Front-end source files
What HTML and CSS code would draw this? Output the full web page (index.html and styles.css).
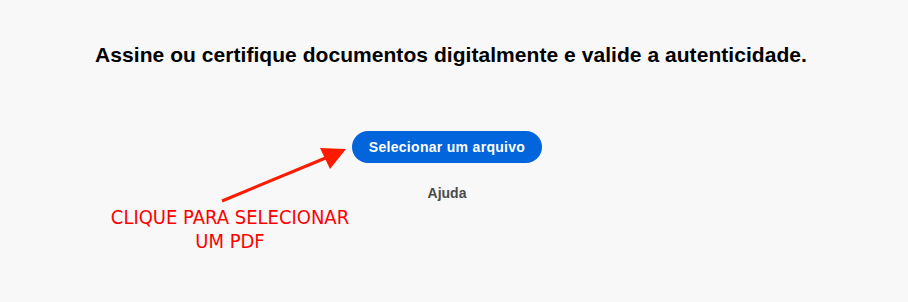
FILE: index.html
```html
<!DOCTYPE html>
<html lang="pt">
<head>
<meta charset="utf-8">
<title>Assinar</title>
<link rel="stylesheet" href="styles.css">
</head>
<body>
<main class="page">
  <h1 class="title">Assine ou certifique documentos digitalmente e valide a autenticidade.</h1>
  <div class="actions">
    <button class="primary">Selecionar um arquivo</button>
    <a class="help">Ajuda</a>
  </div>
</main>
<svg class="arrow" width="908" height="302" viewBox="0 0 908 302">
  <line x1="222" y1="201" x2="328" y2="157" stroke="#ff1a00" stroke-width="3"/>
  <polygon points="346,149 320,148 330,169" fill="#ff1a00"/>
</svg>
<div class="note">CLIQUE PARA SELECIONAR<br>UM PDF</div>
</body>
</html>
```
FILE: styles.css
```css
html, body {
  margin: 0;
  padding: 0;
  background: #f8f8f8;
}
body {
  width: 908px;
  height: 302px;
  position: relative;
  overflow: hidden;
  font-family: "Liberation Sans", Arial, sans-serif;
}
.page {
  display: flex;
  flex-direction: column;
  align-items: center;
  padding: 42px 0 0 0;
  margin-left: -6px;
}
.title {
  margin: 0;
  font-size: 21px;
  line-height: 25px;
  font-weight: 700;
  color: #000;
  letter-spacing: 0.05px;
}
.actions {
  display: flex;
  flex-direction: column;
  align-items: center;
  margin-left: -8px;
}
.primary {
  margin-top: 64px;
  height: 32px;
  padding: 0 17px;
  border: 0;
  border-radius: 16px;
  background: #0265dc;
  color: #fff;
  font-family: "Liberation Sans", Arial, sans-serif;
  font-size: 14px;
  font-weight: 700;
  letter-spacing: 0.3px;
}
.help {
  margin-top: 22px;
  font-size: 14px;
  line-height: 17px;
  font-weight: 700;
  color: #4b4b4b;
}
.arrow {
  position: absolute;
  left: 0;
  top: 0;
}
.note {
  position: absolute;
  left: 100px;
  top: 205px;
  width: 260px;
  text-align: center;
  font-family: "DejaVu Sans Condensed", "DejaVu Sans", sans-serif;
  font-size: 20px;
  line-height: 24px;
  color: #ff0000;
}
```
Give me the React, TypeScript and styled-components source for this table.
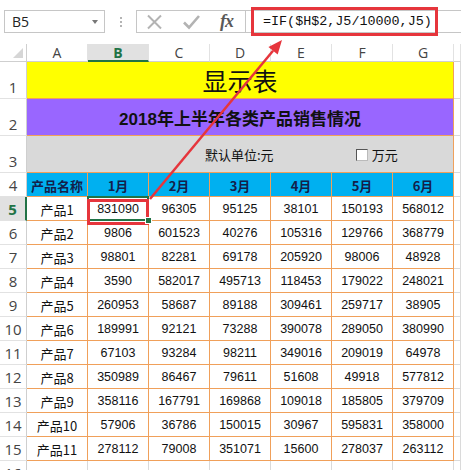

● Description of the task
Drop the images and repeat the data exactly.

● Written answer
What HTML and CSS code would draw this? Output the full web page (index.html and styles.css).
FILE: index.html
```html
<!DOCTYPE html>
<html lang="pt">
<head>
<meta charset="utf-8">
<title>Assinar</title>
<link rel="stylesheet" href="styles.css">
</head>
<body>
<main class="page">
  <h1 class="title">Assine ou certifique documentos digitalmente e valide a autenticidade.</h1>
  <div class="actions">
    <button class="primary">Selecionar um arquivo</button>
    <a class="help">Ajuda</a>
  </div>
</main>
<svg class="arrow" width="908" height="302" viewBox="0 0 908 302">
  <line x1="222" y1="201" x2="328" y2="157" stroke="#ff1a00" stroke-width="3"/>
  <polygon points="346,149 320,148 330,169" fill="#ff1a00"/>
</svg>
<div class="note">CLIQUE PARA SELECIONAR<br>UM PDF</div>
</body>
</html>
```
FILE: styles.css
```css
html, body {
  margin: 0;
  padding: 0;
  background: #f8f8f8;
}
body {
  width: 908px;
  height: 302px;
  position: relative;
  overflow: hidden;
  font-family: "Liberation Sans", Arial, sans-serif;
}
.page {
  display: flex;
  flex-direction: column;
  align-items: center;
  padding: 42px 0 0 0;
  margin-left: -6px;
}
.title {
  margin: 0;
  font-size: 21px;
  line-height: 25px;
  font-weight: 700;
  color: #000;
  letter-spacing: 0.05px;
}
.actions {
  display: flex;
  flex-direction: column;
  align-items: center;
  margin-left: -8px;
}
.primary {
  margin-top: 64px;
  height: 32px;
  padding: 0 17px;
  border: 0;
  border-radius: 16px;
  background: #0265dc;
  color: #fff;
  font-family: "Liberation Sans", Arial, sans-serif;
  font-size: 14px;
  font-weight: 700;
  letter-spacing: 0.3px;
}
.help {
  margin-top: 22px;
  font-size: 14px;
  line-height: 17px;
  font-weight: 700;
  color: #4b4b4b;
}
.arrow {
  position: absolute;
  left: 0;
  top: 0;
}
.note {
  position: absolute;
  left: 100px;
  top: 205px;
  width: 260px;
  text-align: center;
  font-family: "DejaVu Sans Condensed", "DejaVu Sans", sans-serif;
  font-size: 20px;
  line-height: 24px;
  color: #ff0000;
}
```
Give me the React, TypeScript and styled-components source for this table.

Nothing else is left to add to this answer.